The 100th anniversary booklet Reedsburg Remembers, written in 1948, recounts the day’s events as follows: “Horace J. Smith, who was a silent listener to the parley and touched by the streaming tears of the Indian women, at once collected six or eight sturdy companions, and with them went to the depot, where the Indians were gathered in charge of the officers waiting for the train. Smith told the agents that he and his squad had come to see to it that the Indians were not put aboard the cars. Rolling up his shirt sleeves, he further stated that an outrage was being committed, and that if any further attempt was made to take the Indians there would be trouble galore in which he and his group would take an active part.”

Again from the Free Press we learn that, “At first the officer having the Indians in charge, declined to pay any attention to the writ, but seeing the determined front of the crowd, he thought better of it, and released the persons demanded, who were taken before Esq.

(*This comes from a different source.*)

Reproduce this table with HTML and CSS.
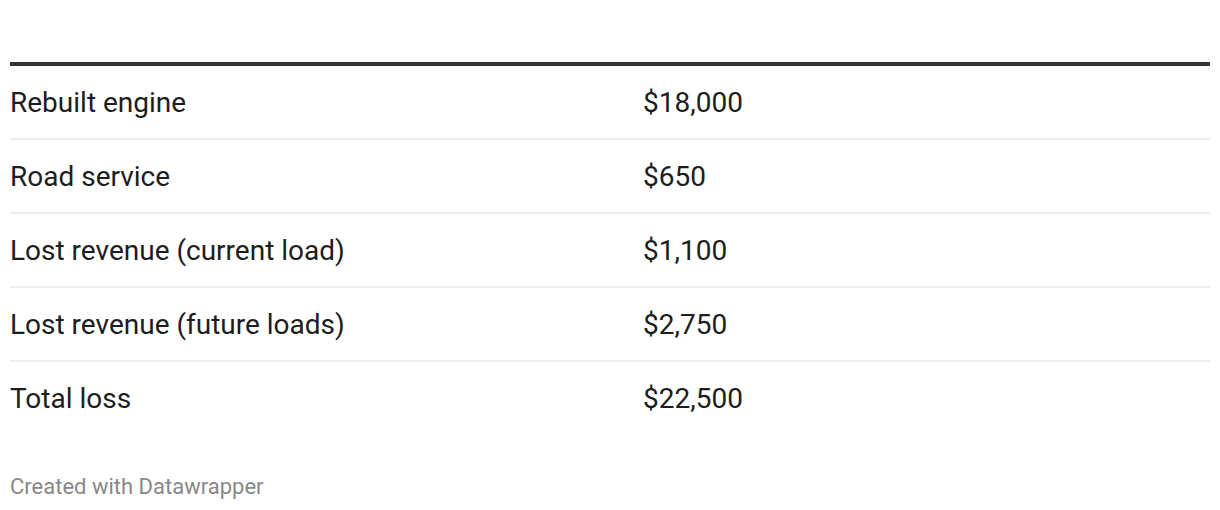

Hunt, and after a fair hearing, they were discharged.”

The Free Press correspondent continues, “The officer proceeded west on the Saturday evening train, with his squad and the balance of his prisoners, telegraphing ahead that the citizens of Reedsburg had wrestled a number of them Indians from him by force of arms; which was a most untruthful and unjust report.”  

The heroic actions of Reedsburg’s citizens that day helped, in part, to convince the U.S. Government to abandon its inhuman policy of Indian relocation.

One hundred and forty-plus years have come and gone since then. Memories of those heart-rending events have all but faded with the passage of time. However, it is important that we should remember those gallant Reedsburg pioneers, and the brave Native Americans who stood up for their American rights as citizens, and thwarted the illegal and ill-informed actions of a few who were guided by unjust laws.